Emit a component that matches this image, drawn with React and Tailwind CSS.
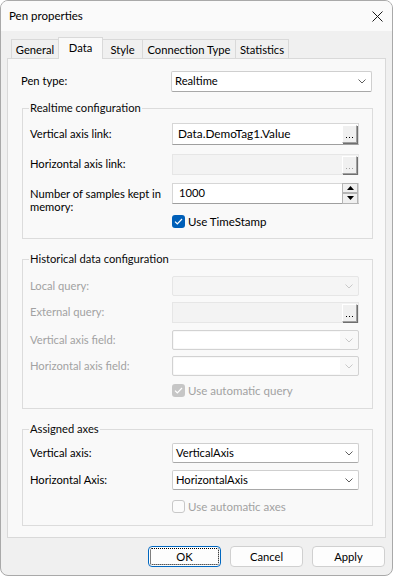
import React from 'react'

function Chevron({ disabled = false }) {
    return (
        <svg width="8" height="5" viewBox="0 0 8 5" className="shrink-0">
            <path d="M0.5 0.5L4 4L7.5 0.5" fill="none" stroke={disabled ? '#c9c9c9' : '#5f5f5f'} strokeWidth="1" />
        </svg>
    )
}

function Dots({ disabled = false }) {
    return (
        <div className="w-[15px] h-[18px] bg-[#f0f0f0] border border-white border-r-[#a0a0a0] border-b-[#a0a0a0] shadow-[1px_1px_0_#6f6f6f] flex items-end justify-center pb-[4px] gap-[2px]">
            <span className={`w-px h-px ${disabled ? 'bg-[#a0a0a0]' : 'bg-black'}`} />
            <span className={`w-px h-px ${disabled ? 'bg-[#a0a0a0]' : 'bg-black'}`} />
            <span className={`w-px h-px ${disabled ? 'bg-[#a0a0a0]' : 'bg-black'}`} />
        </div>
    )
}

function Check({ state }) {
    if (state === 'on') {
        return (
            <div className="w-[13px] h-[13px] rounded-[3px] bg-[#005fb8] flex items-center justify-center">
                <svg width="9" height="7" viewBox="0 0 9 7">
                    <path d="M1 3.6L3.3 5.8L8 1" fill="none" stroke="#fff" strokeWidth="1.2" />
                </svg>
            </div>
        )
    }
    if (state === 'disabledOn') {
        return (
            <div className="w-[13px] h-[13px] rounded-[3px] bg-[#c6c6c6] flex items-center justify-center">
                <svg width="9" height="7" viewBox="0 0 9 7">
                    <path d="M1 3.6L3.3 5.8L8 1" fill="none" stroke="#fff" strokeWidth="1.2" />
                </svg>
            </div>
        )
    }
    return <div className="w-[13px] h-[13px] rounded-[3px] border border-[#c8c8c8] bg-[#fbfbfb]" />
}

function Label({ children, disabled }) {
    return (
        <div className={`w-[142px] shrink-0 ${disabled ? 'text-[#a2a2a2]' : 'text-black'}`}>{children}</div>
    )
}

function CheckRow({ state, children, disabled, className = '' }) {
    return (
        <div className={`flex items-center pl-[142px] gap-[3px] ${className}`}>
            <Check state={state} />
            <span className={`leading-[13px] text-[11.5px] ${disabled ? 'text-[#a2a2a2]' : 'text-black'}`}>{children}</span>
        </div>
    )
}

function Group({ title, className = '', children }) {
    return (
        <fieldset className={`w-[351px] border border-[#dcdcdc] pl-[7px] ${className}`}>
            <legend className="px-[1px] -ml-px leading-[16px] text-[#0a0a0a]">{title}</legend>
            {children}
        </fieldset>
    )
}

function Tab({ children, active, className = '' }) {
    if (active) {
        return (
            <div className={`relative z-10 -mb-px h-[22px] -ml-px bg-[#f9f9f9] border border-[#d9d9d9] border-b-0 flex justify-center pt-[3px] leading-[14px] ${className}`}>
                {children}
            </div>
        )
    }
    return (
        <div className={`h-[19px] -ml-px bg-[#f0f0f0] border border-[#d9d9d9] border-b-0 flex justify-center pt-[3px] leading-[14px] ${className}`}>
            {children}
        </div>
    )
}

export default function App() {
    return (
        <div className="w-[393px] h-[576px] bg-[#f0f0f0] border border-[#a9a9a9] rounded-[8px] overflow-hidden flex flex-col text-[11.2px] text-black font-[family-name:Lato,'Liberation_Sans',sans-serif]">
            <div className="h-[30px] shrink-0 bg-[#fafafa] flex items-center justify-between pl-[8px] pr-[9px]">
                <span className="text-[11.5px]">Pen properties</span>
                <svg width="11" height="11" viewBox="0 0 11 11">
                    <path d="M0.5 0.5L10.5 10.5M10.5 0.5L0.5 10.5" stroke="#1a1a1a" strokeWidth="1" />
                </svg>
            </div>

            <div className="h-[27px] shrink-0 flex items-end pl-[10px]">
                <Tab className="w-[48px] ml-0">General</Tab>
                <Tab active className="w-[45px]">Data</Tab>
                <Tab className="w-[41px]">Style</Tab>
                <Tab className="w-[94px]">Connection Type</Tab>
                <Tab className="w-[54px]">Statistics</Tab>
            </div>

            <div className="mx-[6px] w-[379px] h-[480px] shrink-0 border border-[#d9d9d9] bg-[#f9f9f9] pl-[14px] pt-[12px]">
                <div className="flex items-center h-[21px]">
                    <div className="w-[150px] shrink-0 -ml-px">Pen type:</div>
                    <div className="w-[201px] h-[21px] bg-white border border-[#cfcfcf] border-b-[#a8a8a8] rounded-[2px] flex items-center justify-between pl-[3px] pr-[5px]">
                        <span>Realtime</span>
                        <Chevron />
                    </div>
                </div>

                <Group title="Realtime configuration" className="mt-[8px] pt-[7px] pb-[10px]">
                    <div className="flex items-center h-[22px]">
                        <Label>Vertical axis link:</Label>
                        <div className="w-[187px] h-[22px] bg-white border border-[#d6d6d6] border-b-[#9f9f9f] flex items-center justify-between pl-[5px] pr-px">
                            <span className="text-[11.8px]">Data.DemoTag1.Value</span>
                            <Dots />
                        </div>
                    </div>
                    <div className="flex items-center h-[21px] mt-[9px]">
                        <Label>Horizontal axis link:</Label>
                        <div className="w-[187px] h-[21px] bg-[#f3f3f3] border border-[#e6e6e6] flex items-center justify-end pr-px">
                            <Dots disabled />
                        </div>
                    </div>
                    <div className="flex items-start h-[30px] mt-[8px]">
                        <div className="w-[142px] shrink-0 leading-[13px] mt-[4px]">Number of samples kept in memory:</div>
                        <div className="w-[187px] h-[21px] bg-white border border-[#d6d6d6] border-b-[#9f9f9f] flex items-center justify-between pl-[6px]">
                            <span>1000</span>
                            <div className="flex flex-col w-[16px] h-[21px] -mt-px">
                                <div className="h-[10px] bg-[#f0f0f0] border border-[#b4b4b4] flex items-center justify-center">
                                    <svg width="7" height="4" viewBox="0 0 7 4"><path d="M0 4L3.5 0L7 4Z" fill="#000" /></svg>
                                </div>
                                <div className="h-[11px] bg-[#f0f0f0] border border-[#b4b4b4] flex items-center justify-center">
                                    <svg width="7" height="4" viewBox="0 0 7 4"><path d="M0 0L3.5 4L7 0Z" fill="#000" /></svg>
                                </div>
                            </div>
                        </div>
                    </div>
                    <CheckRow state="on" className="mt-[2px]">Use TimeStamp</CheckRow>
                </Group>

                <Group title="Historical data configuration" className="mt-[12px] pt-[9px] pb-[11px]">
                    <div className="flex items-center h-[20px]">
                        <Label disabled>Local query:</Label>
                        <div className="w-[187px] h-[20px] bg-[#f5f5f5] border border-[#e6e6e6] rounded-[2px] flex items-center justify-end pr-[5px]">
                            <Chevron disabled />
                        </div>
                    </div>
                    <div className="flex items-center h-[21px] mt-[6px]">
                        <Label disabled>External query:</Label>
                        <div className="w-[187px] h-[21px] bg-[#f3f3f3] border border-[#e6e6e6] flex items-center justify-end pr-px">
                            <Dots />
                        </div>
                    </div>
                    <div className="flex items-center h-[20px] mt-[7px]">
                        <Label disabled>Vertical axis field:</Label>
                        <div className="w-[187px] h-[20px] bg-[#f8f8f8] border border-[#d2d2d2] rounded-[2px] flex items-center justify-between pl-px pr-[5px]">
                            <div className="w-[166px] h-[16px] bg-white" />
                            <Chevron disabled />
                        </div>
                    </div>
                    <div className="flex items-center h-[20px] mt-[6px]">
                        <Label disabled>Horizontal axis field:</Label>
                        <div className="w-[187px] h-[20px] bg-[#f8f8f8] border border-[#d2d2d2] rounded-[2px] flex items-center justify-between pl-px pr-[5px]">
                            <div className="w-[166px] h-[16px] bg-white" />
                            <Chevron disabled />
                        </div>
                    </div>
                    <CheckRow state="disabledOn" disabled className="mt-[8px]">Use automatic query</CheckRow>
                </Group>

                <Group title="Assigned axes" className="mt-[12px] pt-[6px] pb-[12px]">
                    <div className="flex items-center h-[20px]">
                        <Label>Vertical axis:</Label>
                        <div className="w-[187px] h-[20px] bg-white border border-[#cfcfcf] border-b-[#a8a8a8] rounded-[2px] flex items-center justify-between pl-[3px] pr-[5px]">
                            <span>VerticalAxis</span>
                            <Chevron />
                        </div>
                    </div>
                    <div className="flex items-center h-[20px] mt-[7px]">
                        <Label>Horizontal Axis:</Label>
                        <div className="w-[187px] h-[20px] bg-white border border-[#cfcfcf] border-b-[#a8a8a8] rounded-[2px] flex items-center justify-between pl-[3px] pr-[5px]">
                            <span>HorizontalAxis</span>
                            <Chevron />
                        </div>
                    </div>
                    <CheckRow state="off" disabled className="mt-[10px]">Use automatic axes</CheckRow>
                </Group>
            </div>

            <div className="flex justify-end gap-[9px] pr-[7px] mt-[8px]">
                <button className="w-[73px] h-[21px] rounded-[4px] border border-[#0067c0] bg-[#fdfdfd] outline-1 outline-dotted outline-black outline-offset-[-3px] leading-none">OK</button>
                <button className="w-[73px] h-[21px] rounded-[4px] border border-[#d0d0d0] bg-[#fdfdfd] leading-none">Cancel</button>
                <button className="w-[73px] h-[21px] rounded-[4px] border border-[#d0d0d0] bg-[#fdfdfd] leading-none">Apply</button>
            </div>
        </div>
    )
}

☆ ☆ ☆ ☆ ☆

§ Challenge
Looking back at the lines above, state how many contain the word "React", and supply nothing besides the number.

§ Solution for this exercise
2